Right. Because it's not compatible with the latest stable version of NodeJS, which is 0.6 ... that's what the guy was talking about. Unless you want to setup a box with the exact dependencies that it needs and use it only for that, it'll be a real pain.


Yep - That last error is the real problem i've had each time.


Okay, I didn't know my node was a version behind, but are you really telling me checking out node.js into another directory and building it is a "real pain"?

Maybe beta quality open source software isn't something I'd recommend to you then.


> Maybe beta quality open source software isn't something I'd recommend to you then.

Beta grade software isn't something I would recommend to anyone for the purposes of writing production code. That doesn't mean it's not for everyone, but it's certainly not for me.


What?

Now you're just playing word games to make me sound unreasonable. Unless you're implying that Cloud9 is going to hack my GitHub account and somehow wipe out my repository, I see no problem whatsoever using a beta text editor to write code.

It's not like the "beta" aspect of the editor is going to slip in some weird bug into the code I'm writing while I'm not looking.


"Error. require.paths is removed" is what i get even when i follow your instructions exact. I had the same problem on Linux but im on Windows now. I dont think this is a Windows problem though? Something with the way i have things configured maybe?

PS. I used Win-Git for the git clone


I've never used Cloud9 before, but that just worked for me on a Xubuntu VM. As a Vim fanboy, I'll be giving it a shot.

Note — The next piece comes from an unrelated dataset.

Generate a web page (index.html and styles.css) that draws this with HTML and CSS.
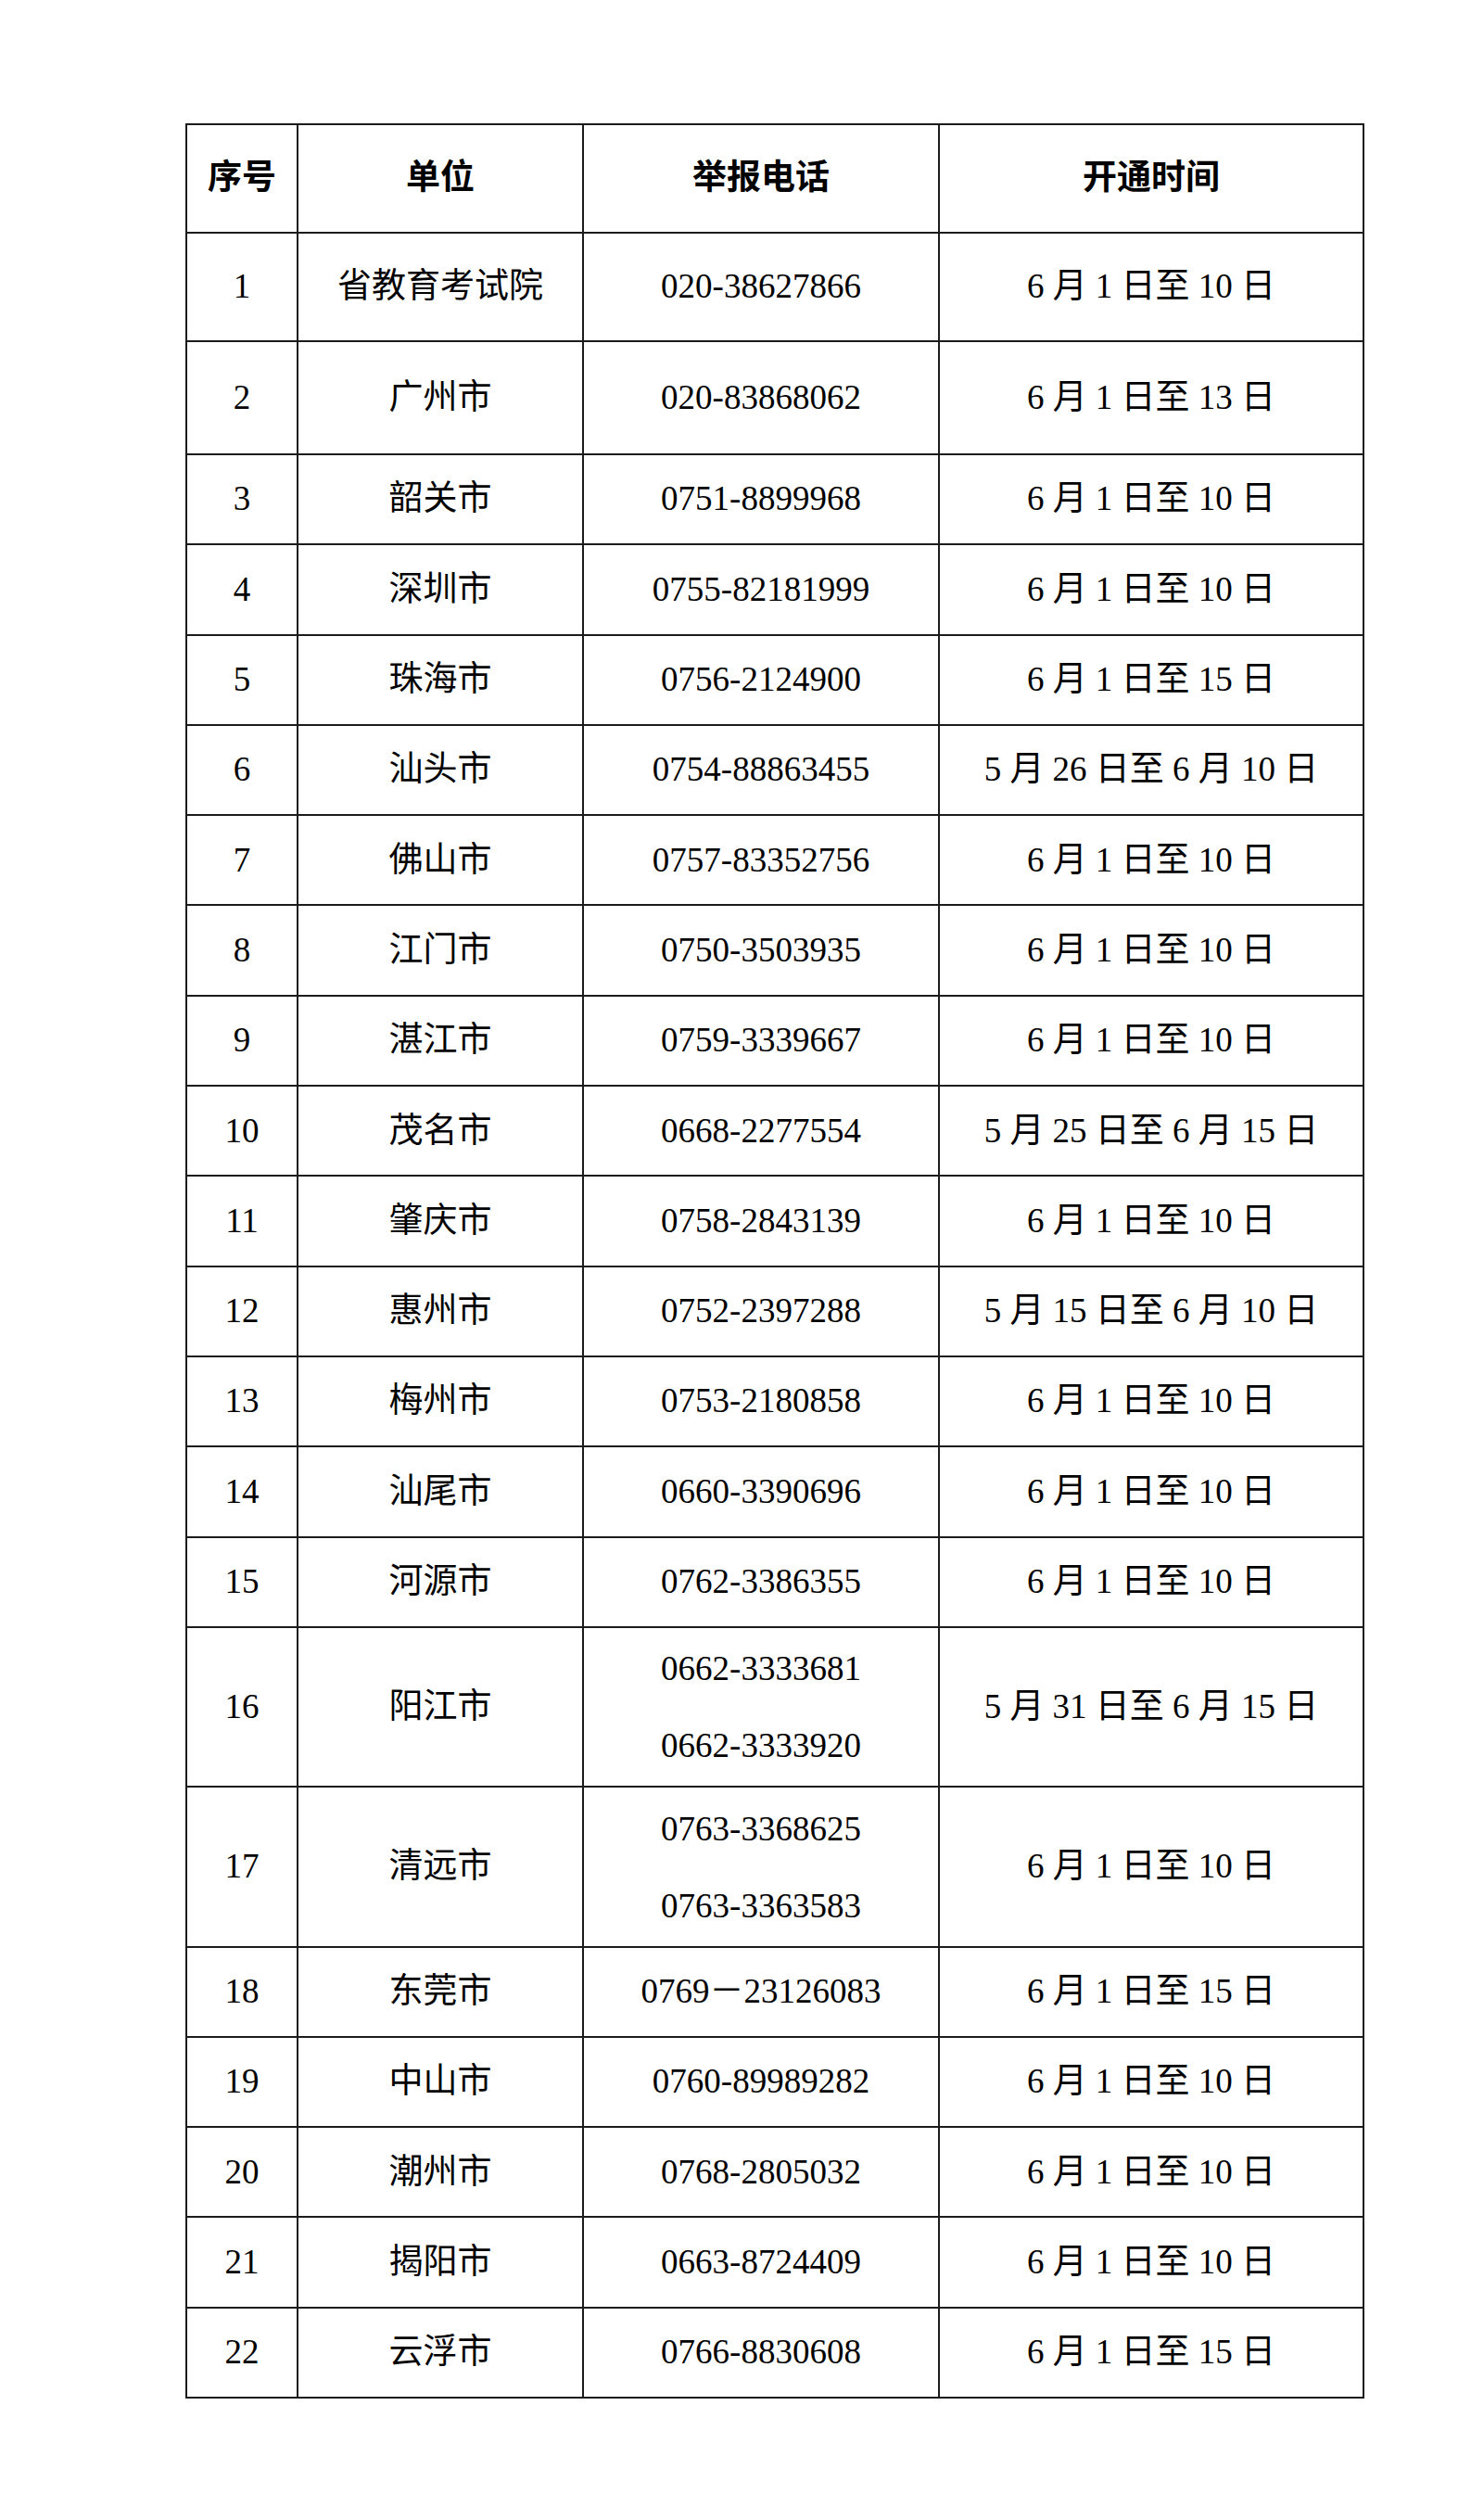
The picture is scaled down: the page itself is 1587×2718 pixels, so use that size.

I wanted to come here and complain how they published a buggy and incomplete plugin. Then I remembered how I use vim keybindings for Chrome (Vimium). That would be Vim (cloud9) inside Vim (Vimium), which is just wrong of course...

Now I can say, the vim mode in cloud9 is really usable. Good work, the only thing I miss is a .webvimrc :)


The title is misleading. I thought they'd developed a vim plugin for connecting to a Cloud9 project.